The Spectator
Archived since
2 July 2005
987 issues
Modern Archive
Weekly
The Spectator was established in 1828, and is the oldest continuously published magazine in the English language. The Spectator’s taste for controversy, however, remains undiminished. There is no party line to which The Spectator’s writers are bound - originality of thought and elegance of expression are the sole editorial constraints.
The trial issue contains a “Thought Crime Special” with articles from Melanie Phillips, “I think, therefore I’m guilty”; Christopher Booker writes about “Scientists in hiding; the demonisation of academics who question the consensus”; Alan Rusbridger explores “How to stifle the press” and how England’s libel laws make it easy.
UK politics come under scrutiny from James Forsyth, Brendan O’Neill ponders if teenagers could ever be “Drunk and orderly”; while Tom Hollander writes his diary and James Delingpole says eat local organic food if you like, but don’t kid yourself that it’s ‘green’.
Latest issue
Douglas Murray: what real justice would look like for grooming gang victims. The demand for a full public inquiry into the ‘grooming gangs’ scandal is a distraction, writes Douglas Murray. There have already been plenty of inquiries. ‘If any government or political party wants to do something about the scandal, they will need to stop reviewing and start acting. Where to begin? One good starting point would be to work out why Pakistani rapists in Britain seem to have more rights than their victims.’ There have been attempts to remove British citizenship from convicted rapists who have dual citizenship with Pakistan, but these have mostly failed. Even the perpetrators who lost their appeals against being stripped of their British citizenship have remained in the UK anyway. Some reports say that to date there are no known cases of any of these offenders being deported from the UK, though others suggest that three may have been. ‘Some MPs and journalists will doubtless now start wittering on about how we can’t deport the perpetrators as long as Britain is a member of the European Convention on Human Rights. This too is pure diversion. Italy and France are signatories to the same unworkable convention, but when they need to act they just do so.’

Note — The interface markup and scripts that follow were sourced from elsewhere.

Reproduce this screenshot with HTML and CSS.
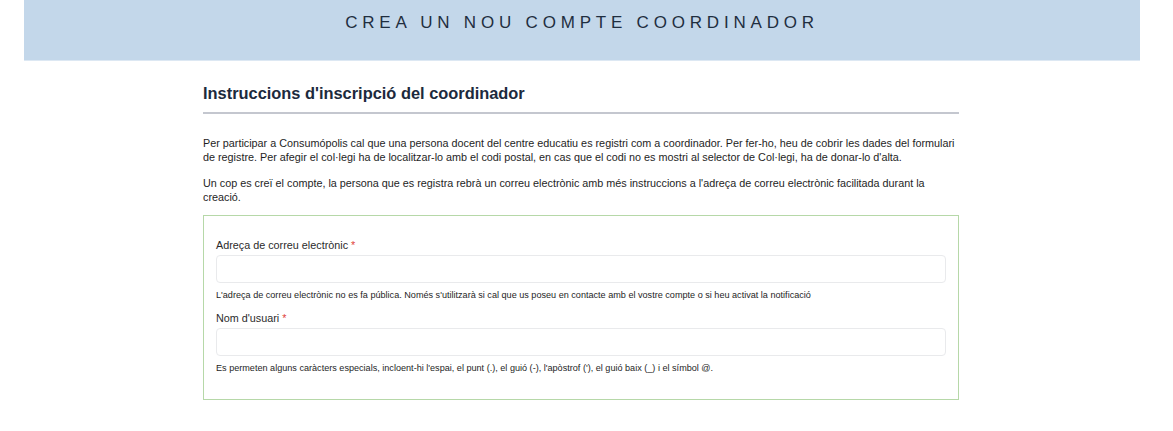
FILE: index.html
```html
<!DOCTYPE html>
<html>
  <head>
    <title>Crea un nou compte coordinador</title>
    <link rel="stylesheet" href="styles.css">
  </head>
  <body>
    <div class="page-header">
      <h1>Crea un nou compte coordinador</h1>
    </div>

    <div class="content">
      <h2>Instruccions d'inscripció del coordinador</h2>

      <p>Per participar a Consumópolis cal que una persona docent del centre educatiu es registri com a coordinador. Per fer-ho, heu de cobrir les dades del formulari de registre. Per afegir el col·legi ha de localitzar-lo amb el codi postal, en cas que el codi no es mostri al selector de Col·legi, ha de donar-lo d'alta.</p>
      <p>Un cop es creï el compte, la persona que es registra rebrà un correu electrònic amb més instruccions a l'adreça de correu electrònic facilitada durant la creació.</p>

      <form class="register-form">
        <div class="form-item">
          <label for="mail">Adreça de correu electrònic <span class="required">*</span></label>
          <input type="email" id="mail" name="mail">
          <div class="description">L'adreça de correu electrònic no es fa pública. Només s'utilitzarà si cal que us poseu en contacte amb el vostre compte o si heu activat la notificació</div>
        </div>
        <div class="form-item">
          <label for="name">Nom d'usuari <span class="required">*</span></label>
          <input type="text" id="name" name="name">
          <div class="description">Es permeten alguns caràcters especials, incloent-hi l'espai, el punt (.), el guió (-), l'apòstrof ('), el guió baix (_) i el símbol @.</div>
        </div>
      </form>
    </div>
  </body>
</html>
```

FILE: styles.css
```css
body {
  margin: 0;
  background: #fff;
  font-family: "Liberation Sans", Arial, sans-serif;
  color: #222;
}

.page-header {
  margin: 0 33px 0 24px;
  height: 60px;
  background-color: #c3d7ea;
  border-bottom: 1px solid #dde8f3;
}

.page-header h1 {
  margin: 0;
  padding-top: 12px;
  text-align: center;
  font-size: 17px;
  font-weight: normal;
  letter-spacing: 4.8px;
  text-transform: uppercase;
  color: #1f2e40;
  line-height: 22px;
}

.content {
  width: 756px;
  margin: 0 0 0 203px;
}

h2 {
  margin: 22px 0 0;
  padding-bottom: 9px;
  font-size: 16.4px;
  line-height: 20px;
  font-weight: bold;
  color: #1c2a3d;
  border-bottom: 2px solid #c4c7cf;
}

p {
  margin: 22px 0 0;
  font-size: 10.8px;
  line-height: 14px;
  color: #1e1e1e;
}

p + p {
  margin-top: 12px;
}

.register-form {
  margin-top: 11px;
  padding: 22px 12px 25px;
  border: 1px solid #b6d8a8;
}

.form-item + .form-item {
  margin-top: 10px;
}

label {
  display: block;
  font-size: 10.8px;
  line-height: 14px;
  color: #2b2b2b;
  margin-bottom: 3px;
}

.required {
  color: #e0413a;
}

input {
  display: block;
  box-sizing: border-box;
  width: 100%;
  height: 28px;
  margin: 0;
  border: 1px solid #e9eaec;
  border-radius: 4px;
  background: #fff;
}

.description {
  margin-top: 6px;
  font-size: 9.1px;
  line-height: 12px;
  color: #1e1e1e;
}
```
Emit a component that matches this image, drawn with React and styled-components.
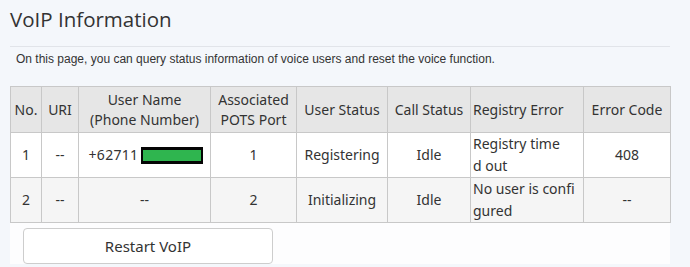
import { createGlobalStyle, styled } from 'styled-components';

const GlobalStyle = createGlobalStyle`
  html, body {
    margin: 0;
    padding: 0;
    background-color: #f4f7fb;
  }
`;

const Page = styled.div`
  width: 660px;
  padding: 4px 0 0 10px;
`;

const Title = styled.h1`
  margin: 0;
  height: 42px;
  line-height: 30px;
  font-family: "Open Sans", "Noto Sans", sans-serif;
  font-weight: 400;
  font-size: 20.5px;
  color: #333;
  border-bottom: 1px solid #e1e4e9;
`;

const Desc = styled.p`
  margin: 0;
  padding: 5px 0 0 6px;
  height: 39px;
  box-sizing: border-box;
  font-family: "Liberation Sans", Arial, sans-serif;
  font-size: 12px;
  color: #333;
`;

const Table = styled.table`
  border-collapse: collapse;
  table-layout: fixed;
  width: 660px;
  font-family: "Noto Sans", sans-serif;
  font-size: 14px;
  color: #333;
`;

const HeadCell = styled.th`
  background-color: #e6e6e6;
  border: 1px solid #c8c8c8;
  font-weight: 400;
  height: 45px;
  padding: 0 0 0 ${p => (p.$left ? '2px' : '0')};
  line-height: 20px;
  text-align: ${p => (p.$left ? 'left' : 'center')};
`;

const Row = styled.tr`
  background-color: ${p => (p.$alt ? '#f5f5f5' : '#ffffff')};
`;

const Cell = styled.td`
  border: 1px solid #c8c8c8;
  height: ${p => p.$h || 44}px;
  padding: 0 0 0 ${p => (p.$left ? '2px' : '0')};
  line-height: 22px;
  text-align: ${p => (p.$left ? 'left' : 'center')};
`;

const Phone = styled.span`
  display: inline-flex;
  align-items: center;
  margin-left: 3px;
  letter-spacing: 0.3px;
`;

const Redact = styled.span`
  display: inline-block;
  width: 58px;
  height: 11px;
  background-color: #2fb54f;
  border-style: solid;
  border-color: #050505;
  border-width: 3px 2px 3px 2px;
  margin-left: 3px;
`;

const Actions = styled.div`
  background-color: #fdfdfe;
  height: 41px;
  padding: 5px 0 0 13px;
  box-sizing: border-box;
`;

const Button = styled.button`
  width: 250px;
  height: 36px;
  background-color: #fff;
  border: 1px solid #cdcdcd;
  border-radius: 4px;
  font-family: "Noto Sans", sans-serif;
  font-size: 15px;
  color: #333;
  cursor: pointer;
`;

const widths = [31, 37, 132, 86, 91, 83, 113, 87];

export default function App() {
  return (
    <>
      <GlobalStyle />
      <Page>
        <Title>VoIP Information</Title>
        <Desc>On this page, you can query status information of voice users and reset the voice function.</Desc>
        <Table>
          <colgroup>
            {widths.map((w, i) => <col key={i} style={{ width: w }} />)}
          </colgroup>
          <thead>
            <tr>
              <HeadCell>No.</HeadCell>
              <HeadCell>URI</HeadCell>
              <HeadCell>User Name<br />(Phone Number)</HeadCell>
              <HeadCell>Associated<br />POTS Port</HeadCell>
              <HeadCell>User Status</HeadCell>
              <HeadCell>Call Status</HeadCell>
              <HeadCell $left>Registry Error</HeadCell>
              <HeadCell>Error Code</HeadCell>
            </tr>
          </thead>
          <tbody>
            <Row>
              <Cell>1</Cell>
              <Cell>--</Cell>
              <Cell><Phone>+62711<Redact /></Phone></Cell>
              <Cell>1</Cell>
              <Cell>Registering</Cell>
              <Cell>Idle</Cell>
              <Cell $left>Registry time<br />d out</Cell>
              <Cell>408</Cell>
            </Row>
            <Row $alt>
              <Cell $h={43}>2</Cell>
              <Cell>--</Cell>
              <Cell>--</Cell>
              <Cell>2</Cell>
              <Cell>Initializing</Cell>
              <Cell>Idle</Cell>
              <Cell $left>No user is confi<br />gured</Cell>
              <Cell>--</Cell>
            </Row>
          </tbody>
        </Table>
        <Actions>
          <Button>Restart VoIP</Button>
        </Actions>
      </Page>
    </>
  );
}
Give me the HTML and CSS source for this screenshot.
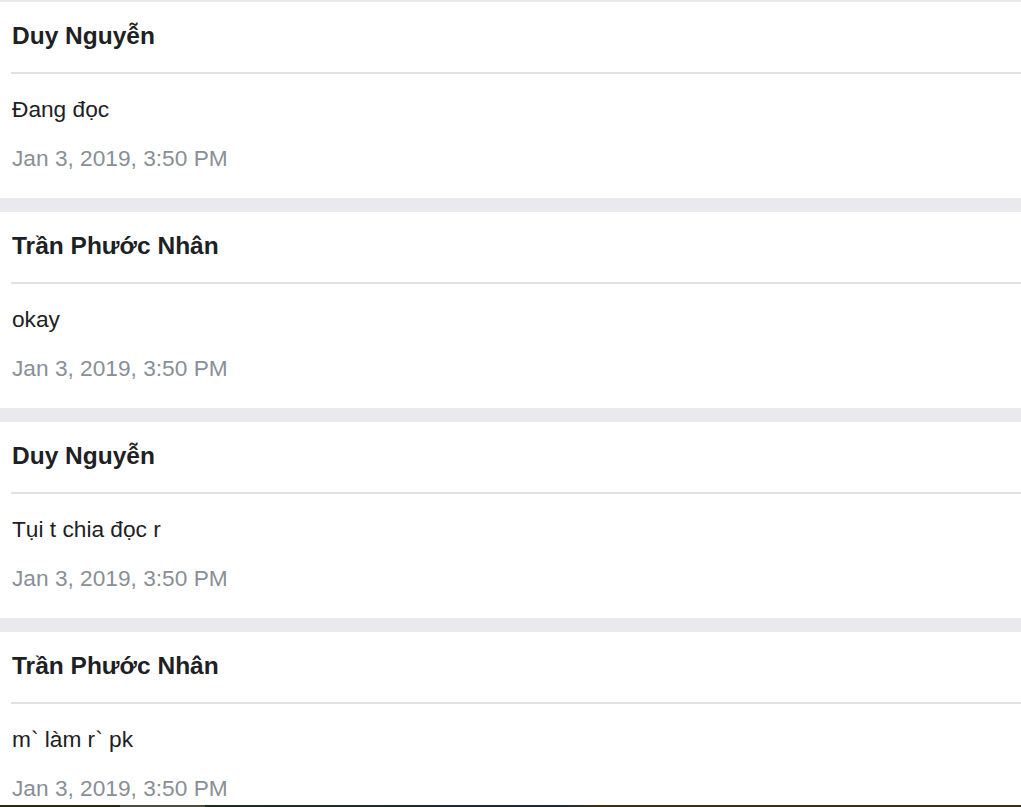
FILE: index.html
```html
<!DOCTYPE html>
<html lang="vi">
<head>
<meta charset="utf-8">
<title>Messages</title>
<link rel="stylesheet" href="styles.css">
</head>
<body>
  <div class="list">
    <div class="card">
      <h5 class="name">Duy Nguyễn</h5>
      <div class="rule"></div>
      <p class="text">Đang đọc</p>
      <p class="date">Jan 3, 2019, 3:50 PM</p>
    </div>
    <div class="card">
      <h5 class="name">Trần Phước Nhân</h5>
      <div class="rule"></div>
      <p class="text">okay</p>
      <p class="date">Jan 3, 2019, 3:50 PM</p>
    </div>
    <div class="card">
      <h5 class="name">Duy Nguyễn</h5>
      <div class="rule"></div>
      <p class="text">Tụi t chia đọc r</p>
      <p class="date">Jan 3, 2019, 3:50 PM</p>
    </div>
    <div class="card">
      <h5 class="name">Trần Phước Nhân</h5>
      <div class="rule"></div>
      <p class="text">m` làm r` pk</p>
      <p class="date">Jan 3, 2019, 3:50 PM</p>
    </div>
  </div>
  <div class="bottom-strip"></div>
</body>
</html>
```

FILE: styles.css
```css
html, body {
  margin: 0;
  padding: 0;
  background: #e9e9ee;
  overflow: hidden;
}

body {
  font-family: "Liberation Sans", Arial, sans-serif;
  color: #212529;
}

.list {
  display: flex;
  flex-direction: column;
  gap: 14px;
  padding-top: 2px;
}

.card {
  background: #ffffff;
  height: 196px;
  box-sizing: border-box;
  padding: 19px 0 0 12px;
  display: flex;
  flex-direction: column;
}

.name {
  margin: 0;
  font-size: 24.5px;
  line-height: 29px;
  font-weight: 700;
  color: #1d2124;
}

.rule {
  height: 2px;
  background: #dfe1e4;
  margin: 22px 0 0 -1px;
}

.text {
  margin: 19px 0 0;
  font-size: 22.7px;
  line-height: 33px;
  color: #1d2124;
}

.date {
  margin: 16px 0 0;
  font-size: 22.7px;
  line-height: 33px;
  color: #888f97;
}

.bottom-strip {
  position: fixed;
  left: 0;
  right: 0;
  bottom: 0;
  height: 2px;
  background: linear-gradient(to right,
    #2c2b12 0, #2c2b12 120px,
    #4b4e3b 120px, #4b4e3b 205px,
    #1e2b1c 205px, #1f2a2a 400px,
    #1c2c35 480px, #1f2b33 560px,
    #3a3112 600px, #3a3112 100%);
}
```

Michael Gove: Labour’s education vandalism. The government’s education bill introduced this week is horrifying, writes Michael Gove. Academies will have their freedoms taken away as they will no longer be able to pay good teachers more or set higher standards. Failing schools will no longer be placed in the hands of the people from academy trusts who can turn them round. New schools will no longer be created by the people from the free school movement with a track record of excellence. A new national curriculum is being developed by exactly the people who opposed the improvements and ambition in the existing curriculum. ‘This government is chillingly precise in seeking to destroy the policies that have contributed to giving English children the best education possible. It is Rome’s approach to Carthage – a salting of the earth.’
Can Starmer handle Trump and Musk? As Donald Trump returns to the White House, politicians and voters alike feel emboldened to say the unsayable – in the UK as well as the US. ‘There’s been a vibe shift,’ notes a senior Whitehall figure. ‘It’s time to question the cosy liberal consensus and examine economic nationalism and social taboos,’ says an ally of Kemi Badenoch. At shadow cabinet this week, she unveiled her spring plan – the strategy for the first half of the year. For Starmer’s team, the hope is that Musk is not representative of the administration and cooler heads in Trump’s team (such as his chief of staff Susie Wiles, who met Morgan McSweeney late last year) will have a sobering effect. ‘Well, politics looks set to be fully insane again,’ concludes a former minister.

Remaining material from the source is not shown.